6.4

Sacrifice HC by Sam Humphries & Dalton Rose

Books Reviews Sam Humphries
Sacrifice HC by Sam Humphries & Dalton Rose

Writer: Sam Humphries
Artist: Dalton Rose
Publisher: Dark Horse
Release Date: August 21, 2013

Sacrifice is an odd beast. This hardcover collection of the self-published series is neither traditionally indie (too much punching) nor exactly mainstream. It might have fit well in Alan Moore’s former America’s Best Comics line due to its historical focus, mild psychedelia, and innate feminism. The six-issue story of a young epileptic of the contemporary age transported through time and space to the waning days of the Aztec Empire is a grabber if you’re even a little bit of a history nerd. The aesthetic and mythology of the Aztecs have been underexploited in pop culture, and writer Sam Humphries and artist Dalton Rose really dig into them. The writing and art work together well; neither feels like it’s in competition with the other, producing a stronger result.

Humphries doesn’t set up the characters all that well, perhaps because of limited pages, and the narrative skips large hunks of time without exposition. How can time-hopping protagonist Hector communicate with the Aztecs? Who exactly is present when he arrives in their world? It’s one thing to make a fresh start, skipping six months or a year in time with the equivalent of a new season; it’s another thing to do it repeatedly in such a limited format. The device can be frustrating. When (SPOILER ALERT) Hector suddenly decides to use his knowledge of history to enable the Aztecs to defeat the Spaniards, it’s a thrilling moment, but a year of preparation vanishes without the reader seeing any of it. It’s like watching Kevin’s light-bulb-above-the-head moment in Home Alone before watching Joe Pesci and Daniel Stern getting creamed in various ways the very next scene. Without the set-up, the pleasure in a well-laid plan is limited.
 
Rose has a great time with the pageantry and costumes of the culture, and there’s some fun when Hector incorporates a Joy Division reference into his ceremonial tattoos. The artist has some weird issues with legs, though. It’s as though the art can’t decide where it fits either—cartoonish or realistic—and without a strong style in the characters, the reader ends up focusing on their clothing and the backgrounds.

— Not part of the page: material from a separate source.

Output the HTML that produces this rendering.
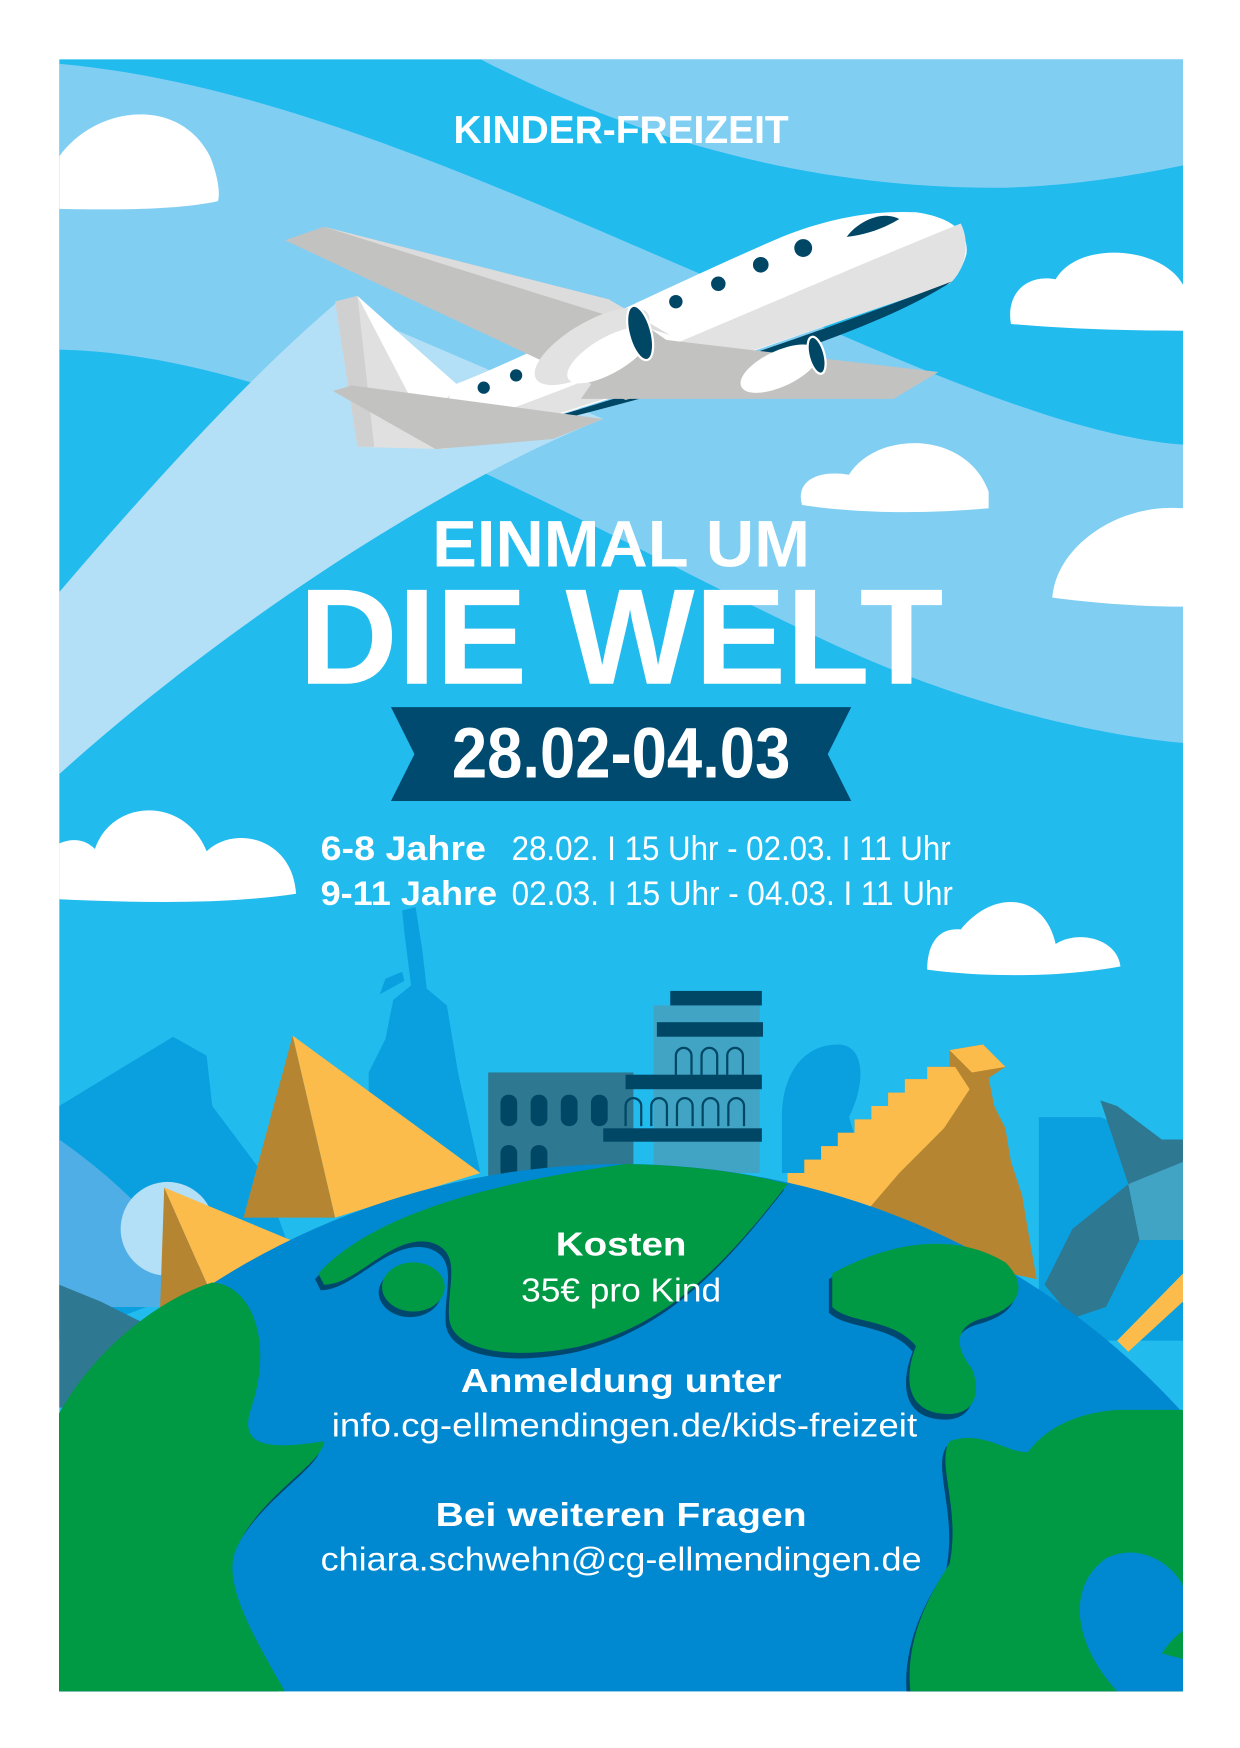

Nonetheless, Sacrifice explores some interesting intersections. The book addresses the idea expressed in its title repeatedly, without running it into the ground. The back-and-forth between ancient and modern eras is expressive and brings out both visual and thematic connections. Rose’s use of a different visual style to convey history lessons fits in nicely and calls to mind the d’Aulaires’ series of mythology books for kids. Sacrifice is an interesting, if not 100-percent successful, work that deserves credit for its ambitions and attempts to innovate.